Opinion
Submitted September 30, 1999
November 8, 1999
Martin Geduldig, Hicksville, N.Y. (Karen A. Geduldig on the brief), for appellant.
Charles J. Hynes, District Attorney, Brooklyn, N.Y. (Roseann B. MacKechnie and Shulamit Rosenblum of counsel), for respondent.
DANIEL W. JOY, J.P., GLORIA GOLDSTEIN, LEO F. McGINITY, SANDRA J. FEUERSTEIN, JJ.
DECISION ORDER
Appeal by the defendant from a judgment of the Supreme Court, Kings County (Lipp, J.), rendered September 11, 1997, convicting him of murder in the second degree, upon a jury verdict, and imposing sentence. The appeal brings up for review the denial, after a hearing, of that branch of the defendant's omnibus motion which was to suppress a statement made by him to law enforcement authorities.

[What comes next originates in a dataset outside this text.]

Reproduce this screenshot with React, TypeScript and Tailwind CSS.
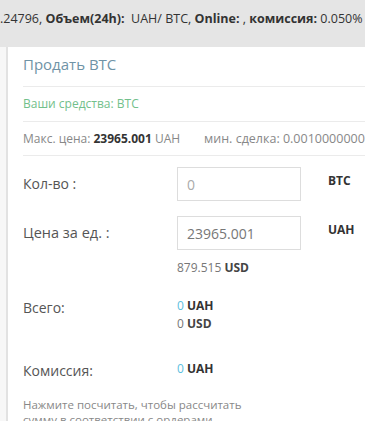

ORDERED that the judgment is affirmed.
Notwithstanding that the defendant's right to counsel had attached, the record supports the hearing court's finding that the defendant's statement was spontaneous and not the result of any improper conduct or questioning. Therefore, the statement was properly admitted into evidence (see, People v. Gonzales, 75 N.Y.2d 938, cert denied 498 U.S. 833; People v. Ellis, 58 N.Y.2d 748 ; People v. Rivers, 56 N.Y.2d 476 ; People v. Lynes, 49 N.Y.2d 286 ).
The defendant's remaining contentions are unpreserved for appellate review and, in any event, are without merit.
JOY, J.P., GOLDSTEIN, McGINITY, and FEUERSTEIN, JJ., concur.